I'm almost halfway done with the second Endpaper Mitt and think I might get it done today. These are a really easy to knit, well written pattern by Eunny Jang from her blog, and I had two skeins each of two colors in my closet to use for them. Otherwise, I would have changed colors as I worked up, as a usual FI project is done. I asked my sister Friday night if she would like a pair, as she won't wear mittens or gloves when driving because she's afraid of not being able to hang on to the wheel. But she decided she would just keep driving with totally bare hands (brrrrrrrrrr!!!!) and declined my offer. She's having trouble with her boys lately so is distracted with that. Please say some prayers for my little sister, if you would, that her problems have a good resolution for all involved and quickly, before something worse happens.

I still might make more of these Mitts, later, as they make a good Christmas present for next Christmas. I'll see what I have left in yarns after my LLV is done. My two nieces might even wear these, if they are still in style by then.

On the gift making and using up leftovers front, next up will be a pair of worsted weight socks in some of my Cascade 220 leftovers. For the first few months of this year I will only be using up leftover yarns and finishing up projects already started, in one way or another. My friend Terri thinks I won't be able to resist starting another large project, but I really need to get the ones already started finished first. The two exceptions to this are the 'Dazzling Knits' cover sweater, which I am spinning the yarns for and now have three skeins ready so might cast on in spring for it. The other exception is Grace's Cardigan, from Beth Brown-Reinsell's 'Knitting Ganseys' book, which I'm spinning the yarn for my DH with his Merino wool we got at Black Sheep Gathering 2005.

A roll call of projects in construction would be: St. Brigid, DH's St. Enda with mine still waiting (I'm not doing two in the same pattern at the same time again!), Inishmore, Mara, Marina, Forest for Kelly, Elizabeth of York for DH's daughter (which I told him not to expect to be done for this past Christmas as I wasn't going to put myself under that kind of pressure and then he made a comment the day after Christmas that it was too bad I hadn't gotten it done in time - where are his ears and what are they doing?????), and the Endpaper Mitts (second one currently about half done). Then I need to cast on for the LLV project so I can demo it on the list as I go.

On St. Brigid I'm up to the armholes and doing the front back and forth now. Then I'll do the back, pick up and knit the saddles and sleeves down so no seams (yea!). His St. Enda is about half done on the first sleeve, being done FLAK style from the top down and it's fitting him just right so far (so nice to be able to try something on the recipient as you work and adjust as needed at the time). Inishmore is at the stage where I'm knitting the front and joining the sleeves as I go up from the armholes. I need to sit down and count rows so I know when to start doing the neck decreases but I keep putting it off for other things. On Mara I've finished the first sleeve and need to pick up stitches for the second one, which I might get done this afternoon. This past week at work I made task lists for the next couple of weeks and broke down what needed to be done on various projects around the house.

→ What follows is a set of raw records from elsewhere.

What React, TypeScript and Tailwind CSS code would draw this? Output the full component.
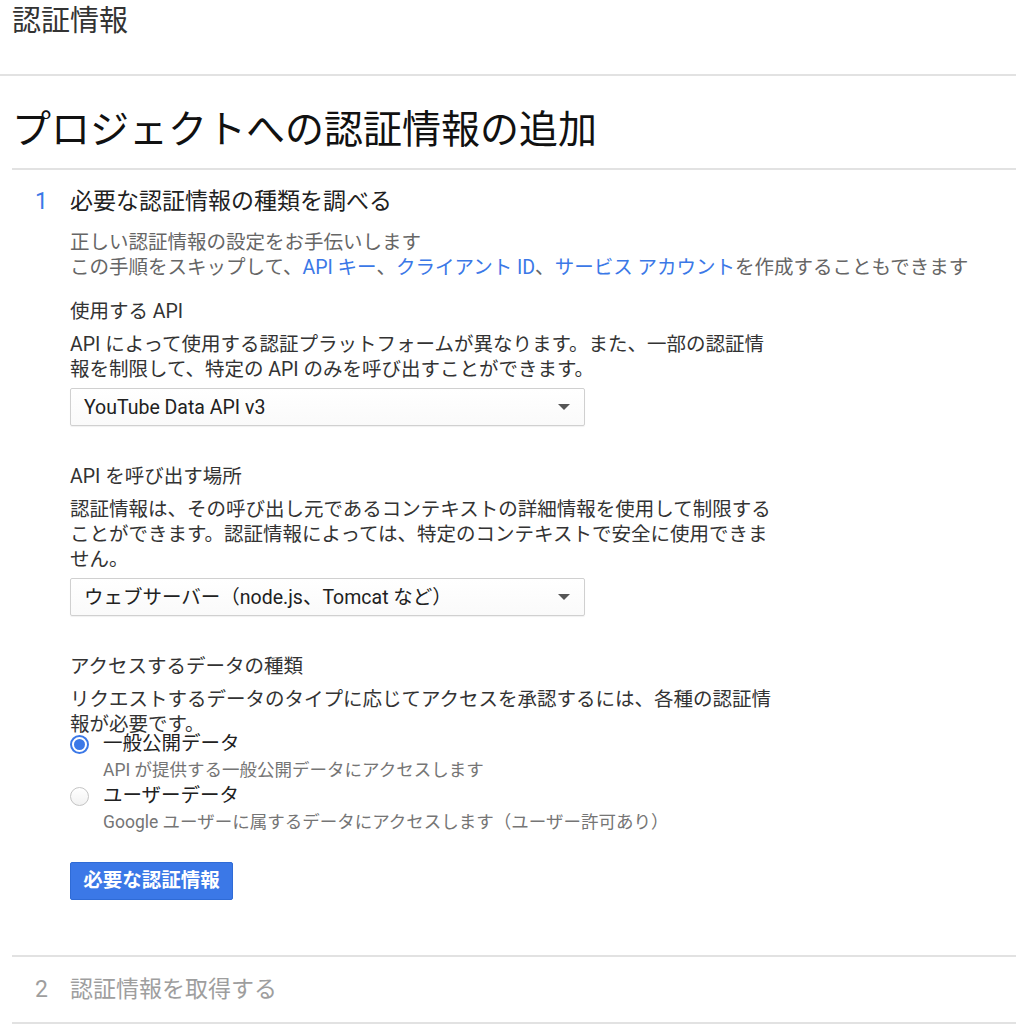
import React from "react";

const FONT = 'Roboto, "Noto Sans CJK JP", "Noto Sans", sans-serif';

function Select({ value }: { value: string }) {
  return (
    <div className="mt-[6px] flex h-[38px] w-[515px] items-center justify-between rounded-[2px] border border-[#d0d0d0] bg-gradient-to-b from-white to-[#fafafa] pl-[13px] pr-[13px] shadow-[0_1px_1px_rgba(0,0,0,0.06)]">
      <span className="text-[19.5px] leading-[25px] text-[#212121]">{value}</span>
      <svg width="12" height="6" viewBox="0 0 12 6" className="mr-[1px]">
        <path d="M0 0 L12 0 L6 6 Z" fill="#555" />
      </svg>
    </div>
  );
}

function Radio({ checked, label, hint }: { checked: boolean; label: string; hint: string }) {
  return (
    <div>
      <div className="flex items-center">
        {checked ? (
          <span className="flex h-[19px] w-[19px] items-center justify-center rounded-full border-2 border-[#3b78e7] bg-white">
            <span className="h-[11px] w-[11px] rounded-full bg-[#3b78e7]" />
          </span>
        ) : (
          <span className="h-[19px] w-[19px] rounded-full border border-[#c4c4c4] bg-gradient-to-b from-white to-[#f2f2f2]" />
        )}
        <span className="ml-[14px] text-[19.5px] leading-[26px] text-[#212121]">{label}</span>
      </div>
      <div className="pl-[33px] text-[17.5px] leading-[26px] text-[#757575]">{hint}</div>
    </div>
  );
}

export default function App() {
  return (
    <div className="min-h-[1024px] w-[1016px] bg-white" style={{ fontFamily: FONT }}>
      <div className="h-[74px] px-3">
        <div className="text-[29px] leading-[42px] text-[#333]">認証情報</div>
      </div>
      <div className="border-t-2 border-[#e2e2e2]" />

      <div className="pl-3">
        <h1 className="mt-[30px] text-[39px] leading-[48px] text-[#111]">プロジェクトへの認証情報の追加</h1>
        <div className="mt-[14px] border-t-2 border-[#e2e2e2]" />

        {/* Step 1 */}
        <div className="mt-[17px] flex text-[23px] leading-[30px]">
          <span className="w-[58px] pl-[23px] text-[#3b78e7]">1</span>
          <span className="text-[#212121]">必要な認証情報の種類を調べる</span>
        </div>

        <div className="pl-[58px]">
          <div className="mt-[13px] text-[19.5px] leading-[25px] text-[#666]">
            <div>正しい認証情報の設定をお手伝いします</div>
            <div>
              この手順をスキップして、<span className="text-[#3b78e7]">API キー</span>、
              <span className="text-[#3b78e7]">クライアント ID</span>、
              <span className="text-[#3b78e7]">サービス アカウント</span>を作成することもできます
            </div>
          </div>

          <div className="mt-[19px] text-[19.5px] leading-[25px] text-[#333]">使用する API</div>
          <p className="mt-[8px] w-[706px] text-[19.5px] leading-[25px] text-[#333]">
            API によって使用する認証プラットフォームが異なります。また、一部の認証情報を制限して、特定の API のみを呼び出すことができます。
          </p>
          <Select value="YouTube Data API v3" />

          <div className="mt-[38px] text-[19.5px] leading-[25px] text-[#333]">API を呼び出す場所</div>
          <p className="mt-[8px] w-[706px] text-[19.5px] leading-[25px] text-[#333]">
            認証情報は、その呼び出し元であるコンテキストの詳細情報を使用して制限することができます。認証情報によっては、特定のコンテキストで安全に使用できません。
          </p>
          <Select value="ウェブサーバー（node.js、Tomcat など）" />

          <div className="mt-[38px] text-[19.5px] leading-[25px] text-[#333]">アクセスするデータの種類</div>
          <p className="mt-[8px] w-[706px] text-[19.5px] leading-[25px] text-[#333]">
            リクエストするデータのタイプに応じてアクセスを承認するには、各種の認証情報が必要です。
          </p>
          <div className="-mt-[6px]">
            <Radio checked label="一般公開データ" hint="API が提供する一般公開データにアクセスします" />
            <Radio checked={false} label="ユーザーデータ" hint="Google ユーザーに属するデータにアクセスします（ユーザー許可あり）" />
          </div>

          <button className="mt-[27px] h-[38px] w-[163px] rounded-[2px] border border-[#2f6bd6] bg-[#3b78e7] text-[19.5px] font-semibold text-white">
            必要な認証情報
          </button>
        </div>

        <div className="mt-[55px] border-t-2 border-[#e2e2e2]" />

        {/* Step 2 */}
        <div className="mt-[18px] flex text-[23px] leading-[30px] text-[#9e9e9e]">
          <span className="w-[58px] pl-[23px]">2</span>
          <span>認証情報を取得する</span>
        </div>
        <div className="mt-[17px] border-t-2 border-[#e2e2e2]" />
      </div>
    </div>
  );
}
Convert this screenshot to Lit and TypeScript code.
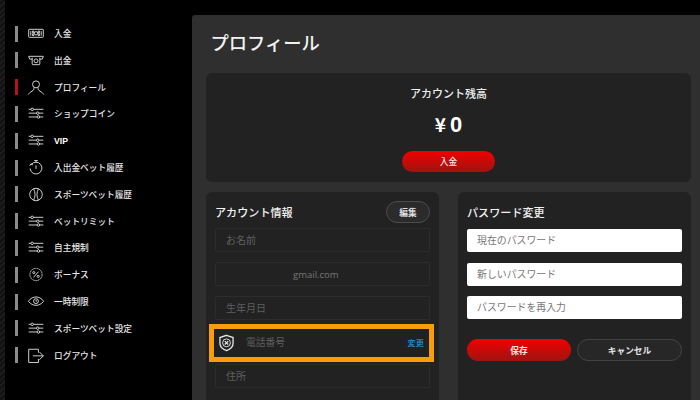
import { LitElement, html, css, svg } from "lit";
import { customElement } from "lit/decorators.js";

const sliders = svg`<path d="M1 3h3M8 3h14M1 8.500h11M16 8.500h6M1 14h12M17 14h5"/><circle cx="6" cy="3" r="1.800"/><circle cx="14" cy="8.500" r="1.800"/><circle cx="15" cy="14" r="1.800"/>`;
const cash = svg`<rect x="1" y="3" width="21" height="11.500" rx="1"/><path d="M4 5.500v6.500M19 5.500v6.500M6.500 5.500h2v2.500h-2zM14.500 5.500h2v2.500h-2zM6.500 9.500h2v2.500h-2zM14.500 9.500h2v2.500h-2z"/><circle cx="11.500" cy="8.700" r="2.400"/>`;
const atm = svg`<path d="M1 3h21l-1.500 4H17M1 3l1.500 4H6M6 5v9a1 1 0 0 0 1 1h9a1 1 0 0 0 1-1V5"/><circle cx="11.500" cy="9.500" r="2.800"/>`;
const user = svg`<circle cx="11.500" cy="4.500" r="5"/><path d="M8.500 9c.3 2.800-.5 4-2.800 5.300C3.500 15.500 1.500 17 .5 19M14.500 9c-.3 2.800.5 4 2.800 5.300 2.200 1.200 4.200 2.700 5.200 4.700"/>`;
const timer = svg`<path d="M9 -1h5M11.500 -1v3M4.500 5A8.500 8.500 0 1 1 3 10.500M2.500 6.500l1.800-3 2.700 1.800M11.500 6v5"/>`;
const ball = svg`<circle cx="11.500" cy="9" r="9"/><path d="M8 .8c2.800 5 2.800 11.400 0 16.400M15 .8c-2.800 5-2.800 11.400 0 16.400"/>`;
const bonus = svg`<circle cx="11.500" cy="9" r="8.800" stroke-dasharray="2 .8"/><path d="M15 5l-7 8"/><circle cx="8.300" cy="6.300" r="1.500"/><circle cx="14.700" cy="11.700" r="1.500"/>`;
const eye = svg`<path d="M.5 8.500C4 4 7.500 2.500 11.500 2.500S19 4 22.500 8.500c-3.500 4.500-7 6-11 6s-7.500-1.500-11-6z"/><circle cx="11.500" cy="8.500" r="3.500"/><path d="M11.500 7v1.500h1.500"/>`;
const logout = svg`<path d="M15 5V0H1v19h14v-5M7 9.500h15M16.500 4l5.500 5.500-5.500 5.500"/>`;

const items = [
  ["入金", cash], ["出金", atm], ["プロフィール", user], ["ショップコイン", sliders], ["VIP", sliders],
  ["入出金ベット履歴", timer], ["スポーツベット履歴", ball], ["ベットリミット", sliders], ["自主規制", sliders],
  ["ボーナス", bonus], ["一時制限", eye], ["スポーツベット設定", sliders], ["ログアウト", logout],
] as const;

@customElement("app-root")
export class AppRoot extends LitElement {
  static styles = css`
    :host { display: block; width: 700px; height: 400px; overflow: hidden; background: #000; color: #eee;
      font-family: "Noto Sans CJK JP", "Noto Sans", sans-serif; }
    .page { display: grid; grid-template-columns: 5px 187px 1fr; height: 400px; }
    .strip { background: repeating-linear-gradient(135deg, #1c1c1c 0 2px, #111 2px 4px); }
    .side { padding: 20.200px 0 0 10px; display: flex; flex-direction: column; }
    .item { height: 26.800px; display: flex; align-items: center; font-size: 8.700px; font-weight: 500; color: #e6e6e6; }
    .bar { width: 3px; height: 16px; background: #8b8b8b; margin-right: 10px; }
    .active .bar { background: #b4111a; }
    .item svg { width: 16px; height: 13px; margin-right: 10px; fill: none; stroke: #e2e2e2; stroke-width: 1.300; overflow: visible; }
    .vip { font-weight: 700; font-family: "Liberation Sans", sans-serif; color: #fff; }
    .panel { margin-top: 15px; padding: 0 9px 0 14px; background: #2f2f2f; border-radius: 3px 0 0 0; overflow: hidden; }
    h1 { margin: 0; padding: 13px 0 0 4.500px; height: 45px; box-sizing: border-box; font-size: 18.300px; font-weight: 500; line-height: 29px; color: #f2f2f2; }
    .card { background: #222; border-radius: 6px; }
    .balance { height: 109px; display: flex; flex-direction: column; align-items: center; margin-top: 13px; }
    .balance .label { margin-top: 11px; font-size: 11px; line-height: 18px; font-weight: 500; }
    .amount { margin-top: 9px; line-height: 26px; font-weight: 700; color: #fff; display: flex; gap: 4px; align-items: baseline; }
    .amount span { font-size: 19px; }
    .amount b { font-family: "Liberation Sans", sans-serif; font-size: 22px; }
    .red { background: linear-gradient(#f20000, #9e1410); border: 0; color: #f4e4e4; font: inherit; font-size: 8.700px; font-weight: 500; border-radius: 11px; display: flex; align-items: center; justify-content: center; padding: 0; }
    .balance .red { margin-top: 13px; width: 93px; height: 21px; }
    .cols { display: grid; grid-template-columns: 233px 233px; justify-content: space-between; margin-top: 10px; }
    .col { height: 230px; padding: 9px 9px 0; box-sizing: border-box; }
    .head { display: flex; justify-content: space-between; align-items: center; height: 22px; margin-bottom: 5px; }
    h2 { margin: 0; font-size: 11.100px; font-weight: 500; color: #f2f2f2; }
    .edit { width: 44px; height: 22px; box-sizing: border-box; border: 1px solid #4c4c4c; border-radius: 11px; background: #2b2b2b; color: #ddd; font: inherit; font-size: 8.700px; font-weight: 700; padding: 0; }
    .field { height: 24px; box-sizing: border-box; border: 1px solid #2c2c2c; border-radius: 2px; padding: 0 0 2px 10px; display: flex; align-items: center; font-size: 10px; color: #5f5f5f; margin-bottom: 10px; }
    .mail { padding: 0 0 0 77px; color: #777; font-family: "Open Sans", sans-serif; font-size: 9.500px; }
    .phone { height: 28px; margin: -1px 1px 7px -1px; border: 0; border-radius: 0; padding: 0 5px 2px 5px; background: #212121; outline: 5px solid #fb9c0a; font-size: 9.750px; }
    .phone svg { width: 15px; height: 18px; margin: 2px 12px 0 0; fill: none; stroke: #e4e4e4; stroke-width: 1.400; }
    .phone span { flex: 1; }
    .phone em { font-style: normal; color: #1b82c6; font-size: 8.200px; font-weight: 700; }
    .pw .head { margin-bottom: 6px; }
    .input { height: 23px; background: #fff; border-radius: 2px; margin-bottom: 10.500px; padding-left: 10px; font-size: 9.900px; line-height: 22px; color: #777; }
    .actions { display: grid; grid-template-columns: 104px 105px; justify-content: space-between; margin-top: 20px; }
    .actions > * { height: 22px; }
    .cancel { border: 1px solid #444; border-radius: 11px; background: #272727; color: #e4e4e4; font: inherit; font-size: 8.700px; font-weight: 700; padding: 0; }
    .actions .red { font-weight: 700; }
  `;

  render() {
    return html`<div class="page">
      <div class="strip"></div>
      <nav class="side">
        ${items.map(([label, icon], i) => html`<div class="item ${i === 2 ? "active" : ""}">
          <span class="bar"></span>
          <svg viewBox="0 0 23 18">${icon}</svg>
          <span class="${label === "VIP" ? "vip" : ""}">${label}</span>
        </div>`)}
      </nav>
      <main class="panel">
        <h1>プロフィール</h1>
        <section class="card balance">
          <div class="label">アカウント残高</div>
          <div class="amount"><span>¥</span><b>0</b></div>
          <button class="red">入金</button>
        </section>
        <div class="cols">
          <section class="card col">
            <div class="head"><h2>アカウント情報</h2><button class="edit">編集</button></div>
            <div class="field">お名前</div>
            <div class="field mail">gmail.com</div>
            <div class="field">生年月日</div>
            <div class="field phone">
              <svg viewBox="0 0 16 18"><path d="M8 .8l7 2.400v6c0 3.800-3 6.500-7 8-4-1.500-7-4.200-7-8v-6z"/><circle cx="8" cy="8.800" r="4.200" stroke-width="1"/><path d="M6.200 7l3.600 3.600M9.800 7l-3.600 3.600"/></svg>
              <span>電話番号</span><em>変更</em>
            </div>
            <div class="field">住所</div>
          </section>
          <section class="card col pw">
            <div class="head"><h2>パスワード変更</h2></div>
            <div class="input">現在のパスワード</div>
            <div class="input">新しいパスワード</div>
            <div class="input">パスワードを再入力</div>
            <div class="actions"><button class="red">保存</button><button class="cancel">キャンセル</button></div>
          </section>
        </div>
      </main>
    </div>`;
  }
}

Marina is going to continue to sit until I get some other stuff done, as I'm still intimidated by that knitter's very even gauge and want to be able to focus clearly on trying to match it. No, I don't want to tear out what he's done and restart it, managing all those little pieces of yarn would be a nightmare. I haven't touched the Forest vest for quite a while now, as after going through the 10 round chart once I have to put it aside for a while so I don't get confused because the repeats are identical, just offset a few rounds. And Elizabeth of York was worked on the other night, so she isn't so lonely any more. She will need to use my magnet board, which is currently being used for the Endpaper Mitts to save my eyesight. If I get those done today, it will free up the board for Elizabeth to use. It wouldn't be so bad, except that there are decreases every 5th row and that changes where you start the row constantly. The board makes finding that spot so much easier, with one magnet above the row to be knitted and the other one being moved in with each decrease to frame the section to be worked.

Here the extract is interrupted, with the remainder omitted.